“Loving people is the only thing worth living for.” – Søren Kierkegaard
I believe that all kinds of discrimination, hate and suffering can only be destroyed by love.
In her book All About Love: New Visions, the philosopher Bell Hooks (or, as she prefers, bell hooks) defines love as the will to extend or expand oneself for the purpose of allowing the spiritual self to flourish—including the selves of others. According to the existential philosopher Søren Kierkegaard, love is edifying. Love is a verb; it does something. But that is not all! In a letter to his then-fiancée Regine Olsen, Kierkegaard wrote, “Freedom is the element of love.”
Love requires freedom. Or only free people can love.

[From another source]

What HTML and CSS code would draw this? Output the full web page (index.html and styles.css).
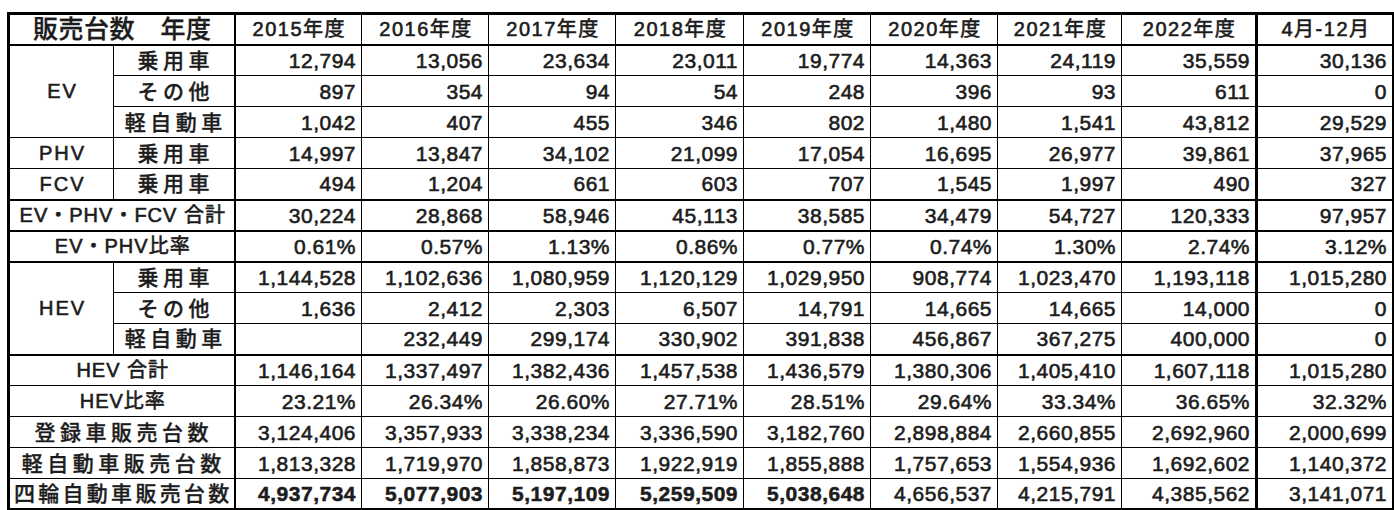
FILE: index.html
```html
<!DOCTYPE html>
<html lang="ja">
<head>
<meta charset="utf-8">
<title>販売台数</title>
<link rel="stylesheet" href="styles.css">
</head>
<body>
<table class="sales">
  <colgroup>
    <col class="w-a"><col class="w-b">
    <col class="w-y1"><col class="w-y2"><col class="w-y3"><col class="w-y4"><col class="w-y5">
    <col class="w-y6"><col class="w-y7"><col class="w-y8"><col class="w-y9">
  </colgroup>
  <thead>
    <tr class="head">
      <th colspan="2" class="title cat">販売台数　年度</th>
      <th>2015年度</th><th>2016年度</th><th>2017年度</th><th>2018年度</th><th>2019年度</th>
      <th>2020年度</th><th>2021年度</th><th class="pre-last">2022年度</th><th>4月-12月</th>
    </tr>
  </thead>
  <tbody>
    <tr>
      <td rowspan="3" class="lat">EV</td><td class="kj cat">乗用車</td>
      <td>12,794</td><td>13,056</td><td>23,634</td><td>23,011</td><td>19,774</td><td>14,363</td><td>24,119</td><td class="pre-last">35,559</td><td>30,136</td>
    </tr>
    <tr>
      <td class="kj cat">その他</td>
      <td>897</td><td>354</td><td>94</td><td>54</td><td>248</td><td>396</td><td>93</td><td class="pre-last">611</td><td>0</td>
    </tr>
    <tr>
      <td class="kj cat">軽自動車</td>
      <td>1,042</td><td>407</td><td>455</td><td>346</td><td>802</td><td>1,480</td><td>1,541</td><td class="pre-last">43,812</td><td>29,529</td>
    </tr>
    <tr>
      <td class="lat">PHV</td><td class="kj cat">乗用車</td>
      <td>14,997</td><td>13,847</td><td>34,102</td><td>21,099</td><td>17,054</td><td>16,695</td><td>26,977</td><td class="pre-last">39,861</td><td>37,965</td>
    </tr>
    <tr>
      <td class="lat">FCV</td><td class="kj cat">乗用車</td>
      <td>494</td><td>1,204</td><td>661</td><td>603</td><td>707</td><td>1,545</td><td>1,997</td><td class="pre-last">490</td><td>327</td>
    </tr>
    <tr class="thick-top">
      <td colspan="2" class="mix cat">EV・PHV・FCV 合計</td>
      <td>30,224</td><td>28,868</td><td>58,946</td><td>45,113</td><td>38,585</td><td>34,479</td><td>54,727</td><td class="pre-last">120,333</td><td>97,957</td>
    </tr>
    <tr class="thick-top">
      <td colspan="2" class="mix cat">EV・PHV比率</td>
      <td>0.61%</td><td>0.57%</td><td>1.13%</td><td>0.86%</td><td>0.77%</td><td>0.74%</td><td>1.30%</td><td class="pre-last">2.74%</td><td>3.12%</td>
    </tr>
    <tr class="thick-top">
      <td rowspan="3" class="lat">HEV</td><td class="kj cat">乗用車</td>
      <td>1,144,528</td><td>1,102,636</td><td>1,080,959</td><td>1,120,129</td><td>1,029,950</td><td>908,774</td><td>1,023,470</td><td class="pre-last">1,193,118</td><td>1,015,280</td>
    </tr>
    <tr>
      <td class="kj cat">その他</td>
      <td>1,636</td><td>2,412</td><td>2,303</td><td>6,507</td><td>14,791</td><td>14,665</td><td>14,665</td><td class="pre-last">14,000</td><td>0</td>
    </tr>
    <tr>
      <td class="kj cat">軽自動車</td>
      <td></td><td>232,449</td><td>299,174</td><td>330,902</td><td>391,838</td><td>456,867</td><td>367,275</td><td class="pre-last">400,000</td><td>0</td>
    </tr>
    <tr class="thick-top">
      <td colspan="2" class="mix cat">HEV 合計</td>
      <td>1,146,164</td><td>1,337,497</td><td>1,382,436</td><td>1,457,538</td><td>1,436,579</td><td>1,380,306</td><td>1,405,410</td><td class="pre-last">1,607,118</td><td>1,015,280</td>
    </tr>
    <tr>
      <td colspan="2" class="mix cat">HEV比率</td>
      <td>23.21%</td><td>26.34%</td><td>26.60%</td><td>27.71%</td><td>28.51%</td><td>29.64%</td><td>33.34%</td><td class="pre-last">36.65%</td><td>32.32%</td>
    </tr>
    <tr>
      <td colspan="2" class="kj cat">登録車販売台数</td>
      <td>3,124,406</td><td>3,357,933</td><td>3,338,234</td><td>3,336,590</td><td>3,182,760</td><td>2,898,884</td><td>2,660,855</td><td class="pre-last">2,692,960</td><td>2,000,699</td>
    </tr>
    <tr>
      <td colspan="2" class="kj cat">軽自動車販売台数</td>
      <td>1,813,328</td><td>1,719,970</td><td>1,858,873</td><td>1,922,919</td><td>1,855,888</td><td>1,757,653</td><td>1,554,936</td><td class="pre-last">1,692,602</td><td>1,140,372</td>
    </tr>
    <tr>
      <td colspan="2" class="kj long cat">四輪自動車販売台数</td>
      <td class="heavy">4,937,734</td><td class="heavy">5,077,903</td><td class="heavy">5,197,109</td><td class="heavy">5,259,509</td><td class="heavy">5,038,648</td><td>4,656,537</td><td>4,215,791</td><td class="pre-last">4,385,562</td><td>3,141,071</td>
    </tr>
  </tbody>
</table>
</body>
</html>
```

FILE: styles.css
```css
html, body {
  margin: 0;
  padding: 0;
  background: #fff;
}

body {
  padding: 12px 0 0 7px;
}

.sales {
  border-collapse: collapse;
  table-layout: fixed;
  width: 1385px;
  border: 3px solid #000;
  color: #1c1c1c;
  font-family: "Liberation Sans", "Noto Sans CJK JP", sans-serif;
  font-weight: normal;
}

.w-a { width: 105px; }
.w-b { width: 121px; }
.w-y1 { width: 127px; }
.w-y2 { width: 127px; }
.w-y3 { width: 127px; }
.w-y4 { width: 128px; }
.w-y5 { width: 127px; }
.w-y6 { width: 127px; }
.w-y7 { width: 124px; }
.w-y8 { width: 135px; }
.w-y9 { width: 137px; }

.sales tr {
  height: 31px;
}

.sales th,
.sales td {
  border: 1px solid #000;
  padding: 0 5px 0 0;
  white-space: nowrap;
  overflow: hidden;
  line-height: 1;
  -webkit-text-stroke: 0.6px #1c1c1c;
}

.sales th {
  font-size: 20px;
  letter-spacing: 1.5px;
  text-align: center;
  font-weight: normal;
  padding: 0 0 0 2px;
}

.head th {
  border-bottom: 2px solid #000;
}

.sales th.title {
  font-size: 25px;
  letter-spacing: 0.5px;
  padding-left: 1px;
  font-weight: 500;
  -webkit-text-stroke: 0.3px #1c1c1c;
}

.sales td {
  font-size: 21px;
  letter-spacing: 0.5px;
  text-align: right;
}

.sales td.lat {
  font-size: 20px;
  letter-spacing: 2px;
  text-align: center;
  padding: 0 0 0 2px;
}

.sales td.kj {
  font-size: 21px;
  letter-spacing: 4.5px;
  text-align: center;
  padding: 0 0 0 4px;
  font-weight: 500;
  -webkit-text-stroke: 0.3px #1c1c1c;
}

.sales td.long {
  letter-spacing: 3.3px;
  padding-left: 3px;
}

.sales td.mix {
  font-size: 20px;
  letter-spacing: 1px;
  text-align: center;
  padding: 0 0 0 2px;
}

.sales .cat {
  border-right: 2px solid #000;
}

.sales .pre-last {
  border-right: 3px solid #000;
}

.thick-top td {
  border-top: 2px solid #000;
}

.sales td.heavy {
  font-weight: bold;
  -webkit-text-stroke: 0.5px #1c1c1c;
}
```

I propose an understanding of freedom as being with friends. Freedom is the manifestation of a complete or meaningful relationship. Every relationship always assumes something that is not oneself. Love cannot therefore be reduced to self—love is, rather, an external force that arouses joy.
Seen in this light, I believe that a will to love—fundamentally—tries to overcome the devastating sadness that comes in the face of exploitation, discrimination, abuse of power, violence and death.
Works of Love, Kierkegaard argues that only love is edifying.Not anger. In connection with the religious injunction to love your neighbour as yourself, he emphasizes that the term neighbour does not refer to your race, your gender or your nation, but all people. Anyone, he writes. All people should be loved as equals (not necessarily loved equally).
That is, treated equally. Treated with the same respect and rights.
With Kierkegaard’s call to love all human beings as equals, he turns love into a political concept that destroys the damning group identity politics of the time. Love possesses such a liberating potential. It confirms the wisdom of Hannah Arendt, when she said that evil is the result of our thoughtlessness, our reluctance to think well and thoroughly.
Mindlessness is associated with a lack of attention, an inability to love.
Love is the vitality with which all critical thinking begins. It’s like a friendly bond that can make you and me wiser. That which is part of life in all its complexity: everything that breathes, shits and dies.
Love can only flourish when we—all of us—recognize that none of us own life, but rather, that it is on loan. It is the manifold powers of life that we cherish, not our ego, race or territory.
Love holds the potential for political change. It happens when all people are loved, as equals.